I’m also a first-generation Mexican-American from a low-income migrant, farm-working background, and became the first person in my family to earn a college degree.

I attended Fresno State for my Bachelor’s and Cal State Los Angeles for my Master’s degree.

In addition to my graduate work, I help run a local community college STEM center dedicated to promoting underrepresented groups in science. This experience has also helped me grow by supporting STEM in a different light. I’ve wanted to integrate diversity in science in my graduate training to continue to support underrepresented groups in science.

My current research is focused on infectious diseases, particularly fungal disease. I study Coccidioides, a fungal pathogen responsible for Valley Fever endemic in California’s Central Valley where the majority of infections occur. Amongst a myriad of complications, these infections cause fungal nodules in the lung which resemble lung tumors and are misdiagnosed as cancer. 

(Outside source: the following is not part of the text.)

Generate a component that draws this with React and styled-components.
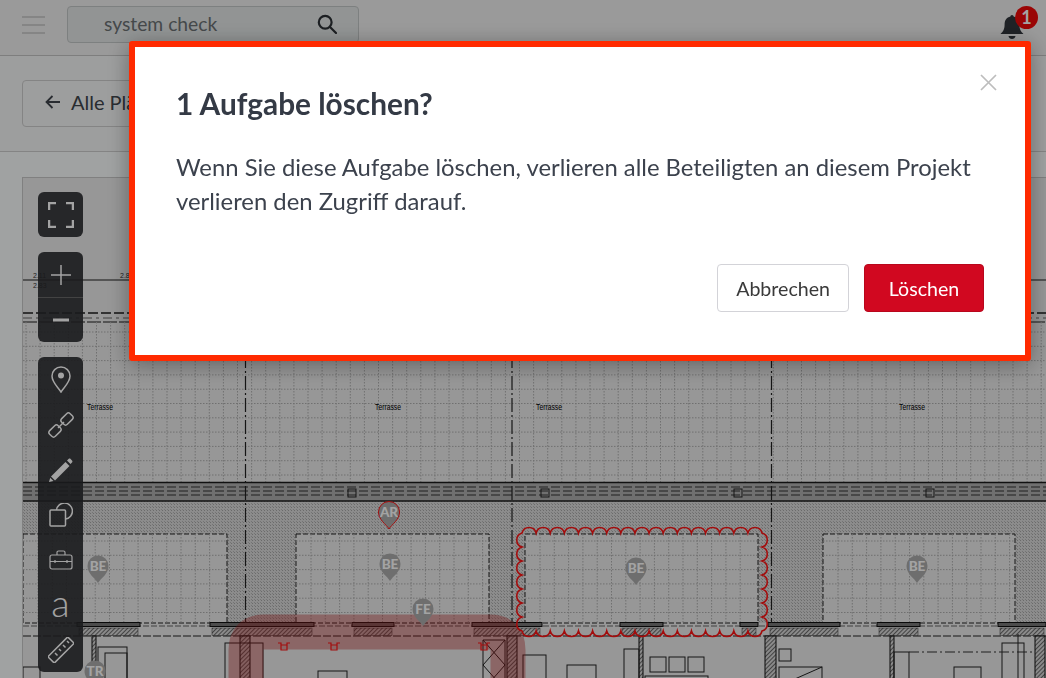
import React from 'react'
import styled, { createGlobalStyle } from 'styled-components'

const GlobalStyle = createGlobalStyle`
  html, body {
    margin: 0;
    padding: 0;
    height: 100%;
    overflow: hidden;
    font-family: 'Lato', 'Noto Sans', sans-serif;
  }

  * {
    box-sizing: border-box;
  }
`

const Page = styled.div`
  display: flex;
  flex-direction: column;
  height: 100vh;
  overflow: hidden;
  background-color: #fafdfd;
`

const Header = styled.header`
  display: flex;
  align-items: center;
  flex: 0 0 56px;
  padding: 0 20px 6px 22px;
  background-color: #f1f1f1;
  border-bottom: 1px solid #c6c6c6;
`

const Burger = styled.div`
  display: flex;
  flex-direction: column;
  justify-content: space-between;
  width: 23px;
  height: 18px;
  margin-right: 22px;

  span {
    display: block;
    height: 2px;
    background-color: #d0d0d0;
  }
`

const SearchBox = styled.div`
  display: flex;
  align-items: center;
  justify-content: space-between;
  width: 292px;
  height: 37px;
  padding: 0 21px 2px 36px;
  background-color: #e4e8e8;
  border: 1px solid #c4c8c8;
  border-radius: 4px;
  color: #6d7275;
  font-size: 19.3px;
`

const Bell = styled.div`
  position: relative;
  display: flex;
  width: 26px;
  height: 28px;
  margin: 6px 0 0 auto;
`

const Badge = styled.span`
  position: absolute;
  top: -8px;
  left: 15px;
  display: flex;
  align-items: center;
  justify-content: center;
  width: 23px;
  height: 23px;
  border-radius: 50%;
  background-color: #f10808;
  color: #ffffff;
  font-size: 18px;
  font-weight: 700;
`

const SubBar = styled.div`
  display: flex;
  align-items: center;
  flex: 0 0 96px;
  padding: 0 22px 1px;
  background-color: #f6f7f7;
  border-bottom: 1px solid #cfcfcf;
`

const BackButton = styled.div`
  display: flex;
  align-items: center;
  gap: 10px;
  height: 47px;
  padding: 0 22px 2px;
  border: 1px solid #cfcfcf;
  border-radius: 4px;
  color: #40464d;
  font-size: 20px;
`

const PlanArea = styled.main`
  display: flex;
  flex: 1;
  min-height: 0;
  padding: 25px 0 0 22px;
`

const PlanFrame = styled.div`
  position: relative;
  flex: 1;
  overflow: hidden;
  background-color: #ececec;
  border-top: 1px solid #c8c8c8;
  border-left: 1px solid #c8c8c8;

  > svg {
    display: block;
  }
`

const ToolColumn = styled.div`
  position: absolute;
  top: 14px;
  left: 15px;
  display: flex;
  flex-direction: column;
  gap: 15px;
`

const ToolGroup = styled.div`
  display: flex;
  flex-direction: column;
  width: 45px;
  overflow: hidden;
  border-radius: 6px;
  background-color: rgba(41, 42, 46, 0.9);
`

const Tool = styled.div`
  display: flex;
  align-items: center;
  justify-content: center;
  height: 45px;
  color: #ffffff;
  border-top: ${props => (props.$divided ? '1px solid #6a6a6a' : '0')};
`

const LetterTool = styled(Tool)`
  font-size: 38px;
  font-weight: 300;
  line-height: 1;
  padding-bottom: 6px;
`

const Backdrop = styled.div`
  position: fixed;
  inset: 0;
  display: flex;
  align-items: flex-start;
  padding: 41px 15px 0 129px;
  background-color: rgba(0, 0, 0, 0.36);
`

const Dialog = styled.div`
  position: relative;
  display: flex;
  flex-direction: column;
  width: 902px;
  height: 320px;
  padding: 40px 41px 0 41px;
  background-color: #ffffff;
  border: 6px solid #ff2a00;
  border-radius: 3px;
  box-shadow: 0 4px 22px rgba(0, 0, 0, 0.35);
`

const CloseButton = styled.div`
  position: absolute;
  top: 27px;
  right: 28px;
  display: flex;
  color: #bdbdbd;
`

const Title = styled.h2`
  margin: 0 0 29px;
  color: #343a45;
  font-size: 29.8px;
  font-weight: 700;
  line-height: 34px;
`

const Message = styled.p`
  margin: 0 0 46px;
  color: #3c424d;
  font-size: 23.85px;
  font-weight: 400;
  line-height: 34px;
`

const Actions = styled.div`
  display: flex;
  justify-content: flex-end;
  gap: 15px;
`

const ActionButton = styled.button`
  min-width: 120px;
  height: 48px;
  padding: 0 18px;
  background-color: ${props => (props.$danger ? '#d10820' : '#ffffff')};
  border: 1px solid ${props => (props.$danger ? '#b8071c' : '#d3d3d8')};
  border-radius: 4px;
  color: ${props => (props.$danger ? '#ffffff' : '#3a3a3a')};
  font-family: inherit;
  font-size: 19.6px;
`

const PLAN_DARK = '#1c1c1c'
const GRID = '#b0b0b0'

const range = (from, to, step) => {
  const values = []
  for (let v = from; v <= to; v += step) values.push(v)
  return values
}

const cloudPath = () => {
  const left = 522
  const top = 533
  const stepX = 14.12
  const stepY = 14
  const arc = (dx, dy) => `a7.3 7.3 0 0 1 ${dx} ${dy}`
  let d = `M${left} ${top}`
  for (let i = 0; i < 17; i++) d += arc(stepX, 0)
  for (let i = 0; i < 7; i++) d += arc(0, stepY)
  for (let i = 0; i < 17; i++) d += arc(-stepX, 0)
  for (let i = 0; i < 7; i++) d += arc(0, -stepY)
  return d + 'z'
}

const ROOMS = [
  [23, 227],
  [296, 489],
  [525, 758],
  [823, 1015],
]

const PARAPETS = [
  [77, 140], [210, 314], [352, 394], [472, 542], [620, 663],
  [740, 758], [768, 840], [877, 920], [998, 1046],
]

const WALLS = [
  [92, 4], [240, 10], [507, 10], [639, 4], [765, 11], [890, 4], [1035, 10],
]

const FURNITURE = [
  [98, 647, 29, 40], [105, 653, 22, 40], [23, 667, 17, 20], [225, 643, 38, 50],
  [318, 671, 29, 20], [523, 655, 23, 30], [567, 665, 29, 20], [624, 649, 15, 40],
  [650, 657, 16, 15], [669, 657, 16, 15], [688, 657, 16, 15], [645, 676, 63, 10],
  [779, 649, 12, 12], [779, 667, 43, 20], [894, 652, 15, 40], [954, 667, 27, 20],
  [1002, 643, 22, 50],
]

const PINS = [
  [98, 568, 'BE'], [390, 566, 'BE'], [636, 570, 'BE'], [917, 568, 'BE'],
  [423, 611, 'FE'], [95, 673, 'TR'], [389, 514, 'AR', true],
]

const LABELS = [100, 388, 549, 912]
const TRAYS = [284, 334, 484]

const Pin = ({ x, y, label, alert }) => (
  <g>
    <path
      d={`M${x} ${y + 15}C${x - 3} ${y + 10} ${x - 10.5} ${y + 6} ${x - 10.5} ${y - 2}A10.5 10.5 0 0 1 ${x + 10.5} ${y - 2}C${x + 10.5} ${y + 6} ${x + 3} ${y + 10} ${x} ${y + 15}z`}
      fill="#adadad"
      stroke={alert ? '#ff1414' : 'none'}
      strokeWidth="1"
    />
    <text x={x} y={y + 3} textAnchor="middle" fontFamily="Lato, sans-serif" fontWeight="900" fontSize="13.5" fill="#ffffff">
      {label}
    </text>
  </g>
)

const PlanDrawing = () => (
  <svg width="1023" height="500" viewBox="23 178 1023 500">
    <defs>
      <pattern id="plan-texture" width="3" height="3" patternUnits="userSpaceOnUse">
        <rect width="3" height="3" fill="#dcdcdc" />
        <rect width="1" height="1" fill="#a8a8a8" />
        <rect x="2" y="2" width="1" height="1" fill="#b8b8b8" />
      </pattern>
      <pattern id="plan-hatch" width="3" height="3" patternUnits="userSpaceOnUse" patternTransform="rotate(45)">
        <rect width="3" height="3" fill="#d8d8d8" />
        <rect width="1" height="3" fill="#6a6a6a" />
      </pattern>
    </defs>

    <path d="M23 280H1046" stroke={PLAN_DARK} strokeWidth="1" />
    <g fontFamily="Liberation Sans, sans-serif" fontSize="7" fill="#333">
      <text x="33" y="278">2.11</text>
      <text x="33" y="288">2.83</text>
      <text x="120" y="278">2.88</text>
      <text x="1016" y="278">2.11</text>
    </g>

    <path d="M23 313H1046" stroke={PLAN_DARK} strokeWidth="1.5" strokeDasharray="10 3" />
    <path d="M23 318H1046" stroke="#666" strokeWidth="1" strokeDasharray="9 4 3 4" />
    <path d="M23 322H1046" stroke={PLAN_DARK} strokeWidth="1" strokeDasharray="14 2" />

    {range(26, 1046, 14.1).map(x => (
      <path key={x} d={`M${x} 322V482`} stroke={GRID} strokeDasharray="1.5 1.5" />
    ))}
    {range(332, 482, 14.3).map(y => (
      <path key={y} d={`M23 ${y}H1046`} stroke={GRID} strokeDasharray="1.5 1.5" />
    ))}

    <rect x="23" y="501" width="1023" height="122" fill="url(#plan-texture)" />
    <rect x="23" y="482" width="1023" height="19" fill="#b0b0b0" />
    <path d="M23 482.5H1046M23 501H1046" stroke={PLAN_DARK} strokeWidth="1.5" />
    <path d="M23 487H1046M23 491H1046M23 495H1046" stroke="#333" strokeDasharray="9 3" />
    {[352, 545, 738, 930].map(x => (
      <rect key={x} x={x - 4} y="489" width="8" height="8" fill="none" stroke="#222" />
    ))}

    {ROOMS.map(([x1, x2]) => (
      <g key={x1}>
        <rect x={x1} y="534" width={x2 - x1} height="89" fill="#ececec" stroke="#222" strokeDasharray="5 2" />
        {range(x1 + 15, x2 - 4, 14.3).map(x => (
          <path key={x} d={`M${x} 534V623`} stroke={GRID} strokeDasharray="1.5 1.5" />
        ))}
        {range(541, 620, 14.3).map(y => (
          <path key={y} d={`M${x1} ${y}H${x2}`} stroke={GRID} strokeDasharray="1.5 1.5" />
        ))}
      </g>
    ))}

    <path d="M23 626H1046" stroke="#666" strokeDasharray="6 2" />
    <path d="M23 636H1046" stroke="#222" strokeDasharray="8 2" />
    {PARAPETS.map(([x1, x2]) => (
      <g key={x1}>
        <rect x={x1} y="622.5" width={x2 - x1} height="4" fill="#777" stroke="#111" />
        <rect x={x1 + 2} y="628" width={x2 - x1 - 4} height="7.5" fill="url(#plan-hatch)" stroke="#333" strokeWidth="0.5" />
      </g>
    ))}

    {WALLS.map(([x, w]) => (
      <rect key={x} x={x} y="636" width={w} height="50" fill="url(#plan-hatch)" stroke="#111" />
    ))}
    {FURNITURE.map(([x, y, w, h]) => (
      <rect key={`${x}-${y}`} x={x} y={y} width={w} height={h} fill="none" stroke="#222" strokeWidth="1" />
    ))}
    <path d="M483 640H505V690H483zM483 640L505 665L483 690M505 640L483 665L505 690" fill="none" stroke="#222" />
    <path d="M779 686L822 667" stroke="#222" />
    <path d="M909 652H1035" stroke="#333" strokeDasharray="10 3 2 3" />
    <path d="M1018 634V678" stroke="#222" />

    {[245.5, 512, 771.5].map(x => (
      <path key={x} d={`M${x} 178V623`} stroke="#222" strokeWidth="1.2" strokeDasharray="14 3 2 3" />
    ))}

    {LABELS.map(x => (
      <text key={x} x={x} y="410" textAnchor="middle" textLength="26" lengthAdjust="spacingAndGlyphs" fontFamily="Liberation Sans, sans-serif" fontSize="9.5" fill="#000">
        Terrasse
      </text>
    ))}

    <path d="M246 700V650Q246 632 264 632H490Q508 632 508 650V700" fill="none" stroke="#b81818" strokeOpacity="0.36" strokeWidth="35" />
    {TRAYS.map(x => (
      <path key={x} d={`M${x - 6} 643H${x - 3}V645H${x + 3}V643H${x + 6}M${x - 3} 645V650H${x + 3}V645`} fill="none" stroke="#ff1414" strokeWidth="1.2" />
    ))}
    <path d={cloudPath()} fill="none" stroke="#ff1414" strokeWidth="1.6" />

    {PINS.map(([x, y, label, alert]) => (
      <Pin key={`${label}-${x}`} x={x} y={y} label={label} alert={alert} />
    ))}
  </svg>
)

const icon = { fill: 'none', stroke: 'currentColor', strokeWidth: 1.5 }

const ExpandIcon = () => (
  <svg width="26" height="26" viewBox="0 0 26 26" {...icon} strokeWidth="2.5">
    <path d="M1 8V1H8M18 1H25V8M25 18V25H18M8 25H1V18" />
  </svg>
)

const PlusIcon = () => (
  <svg width="22" height="22" viewBox="0 0 22 22" {...icon}>
    <path d="M11 1V21M1 11H21" />
  </svg>
)

const MinusIcon = () => (
  <svg width="16" height="4" viewBox="0 0 16 4" {...icon} strokeWidth="3">
    <path d="M0 2H16" />
  </svg>
)

const PinIcon = () => (
  <svg width="20" height="27" viewBox="0 0 20 27" {...icon}>
    <path d="M10 26C7 21 1 16.5 1 10A9 9 0 0 1 19 10C19 16.5 13 21 10 26z" />
    <circle cx="10" cy="9.5" r="3" fill="currentColor" stroke="none" />
  </svg>
)

const LinkIcon = () => (
  <svg width="26" height="26" viewBox="0 0 26 26" {...icon}>
    <rect x="13" y="3" width="12" height="8" rx="2.5" transform="rotate(-45 19 7)" />
    <rect x="1" y="15" width="12" height="8" rx="2.5" transform="rotate(-45 7 19)" />
    <path d="M10 16L16 10" />
  </svg>
)

const PencilIcon = () => (
  <svg width="24" height="24" viewBox="0 0 24 24" fill="currentColor">
    <path d="M16.5 4L20.5 8L6 22.5L2 18.5z" />
    <path d="M18 2.5L19.5 1C20.2.4 21 .4 21.6 1L23 2.4C23.6 3 23.6 3.8 23 4.5L21.5 6z" />
    <path d="M1.2 19.8L4.5 23L0 24z" />
  </svg>
)

const ShapesIcon = () => (
  <svg width="24" height="24" viewBox="0 0 24 24" {...icon}>
    <rect x="1" y="7" width="15.5" height="16" rx="1" />
    <path d="M7.5 7A8 8 0 1 1 16.5 16" />
  </svg>
)

const CaseIcon = () => (
  <svg width="24" height="20" viewBox="0 0 24 20" {...icon} strokeWidth="1.2">
    <rect x="1" y="5" width="22" height="14" rx="2" />
    <path d="M8 5V2.5C8 1.6 8.6 1 9.5 1H14.5C15.4 1 16 1.6 16 2.5V5M1 11.5H23M6 10V13M18 10V13" />
  </svg>
)

const RulerIcon = () => (
  <svg width="26" height="26" viewBox="0 0 26 26" {...icon}>
    <rect x="-1" y="8.5" width="28" height="9" rx="1" transform="rotate(-45 13 13)" />
    <path d="M7 13L9.5 15.5M11 9L13 11M15 5L17.5 7.5M19 1L21 3" transform="translate(0 3)" />
  </svg>
)

const SearchIcon = () => (
  <svg width="20" height="20" viewBox="0 0 20 20" fill="none" stroke="#2d3136" strokeWidth="2.2">
    <circle cx="8.2" cy="8.2" r="6.4" />
    <path d="M13 13L19 19" strokeLinecap="round" />
  </svg>
)

const BellIcon = () => (
  <svg width="24" height="26" viewBox="0 0 24 26" fill="#31363c">
    <path d="M12 1C13 1 13.6 1.8 13.6 2.6C17.4 3.4 19.4 6.5 19.4 10.5C19.4 15.5 21 17.5 23.5 20H.5C3 17.5 4.6 15.5 4.6 10.5C4.6 6.5 6.6 3.4 10.4 2.6C10.4 1.8 11 1 12 1z" />
    <path d="M8.5 22H15.5C15.2 24 13.8 25 12 25S8.8 24 8.5 22z" />
  </svg>
)

const ArrowIcon = () => (
  <svg width="16" height="16" viewBox="0 0 16 16" fill="none" stroke="currentColor" strokeWidth="1.8">
    <path d="M15 8H1.5M7.5 2L1.5 8L7.5 14" />
  </svg>
)

const CloseIcon = () => (
  <svg width="17" height="17" viewBox="0 0 17 17" fill="none" stroke="currentColor" strokeWidth="1.7">
    <path d="M1 1L16 16M16 1L1 16" />
  </svg>
)

const App = () => (
  <>
    <GlobalStyle />
    <Page>
      <Header>
        <Burger>
          <span />
          <span />
          <span />
        </Burger>
        <SearchBox>
          system check
          <SearchIcon />
        </SearchBox>
        <Bell>
          <BellIcon />
          <Badge>1</Badge>
        </Bell>
      </Header>
      <SubBar>
        <BackButton>
          <ArrowIcon />
          Alle Pläne
        </BackButton>
      </SubBar>
      <PlanArea>
        <PlanFrame>
          <PlanDrawing />
          <ToolColumn>
            <ToolGroup>
              <Tool><ExpandIcon /></Tool>
            </ToolGroup>
            <ToolGroup>
              <Tool><PlusIcon /></Tool>
              <Tool $divided><MinusIcon /></Tool>
            </ToolGroup>
            <ToolGroup>
              <Tool><PinIcon /></Tool>
              <Tool><LinkIcon /></Tool>
              <Tool><PencilIcon /></Tool>
              <Tool><ShapesIcon /></Tool>
              <Tool><CaseIcon /></Tool>
              <LetterTool>a</LetterTool>
              <Tool><RulerIcon /></Tool>
            </ToolGroup>
          </ToolColumn>
        </PlanFrame>
      </PlanArea>
      <Backdrop>
        <Dialog>
          <CloseButton><CloseIcon /></CloseButton>
          <Title>1 Aufgabe löschen?</Title>
          <Message>
            Wenn Sie diese Aufgabe löschen, verlieren alle Beteiligten an diesem Projekt verlieren den Zugriff darauf.
          </Message>
          <Actions>
            <ActionButton>Abbrechen</ActionButton>
            <ActionButton $danger>Löschen</ActionButton>
          </Actions>
        </Dialog>
      </Backdrop>
    </Page>
  </>
)

export default App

My research has focused on developing a noninvasive detection platform of pulmonary infection along with identifying novel virulence factors. This disease infects people who work in agriculture since this fungus is found in the soil causing severe morbidity and mortality in these populations. It’s incredibly moving to work in a field of research where the knowledge is very limited while simultaneously helping the community I came from.  

I love connecting with new people – let’s connect!

3 FUN(gi) Facts 

1. Fungi eat by absorptive nutrition meaning they secrete digestive enzymes on their food and reabsorb the digested molecules. Imagine throwing up stomach acid on your food and eating the digested material – makes potluck no fun. 

2. The yeast you use to make bread is also a powerful tool for studying human diseases. Saccharomyces cerevisiae is a fungi that has been used as a model organism for biologists to study human proteins and basic cellular processes involved in cancer and aging. 

3. Fungi are thought to be one of the factors that led to the demise of the dinosaur era and the flourishing of mammalian species.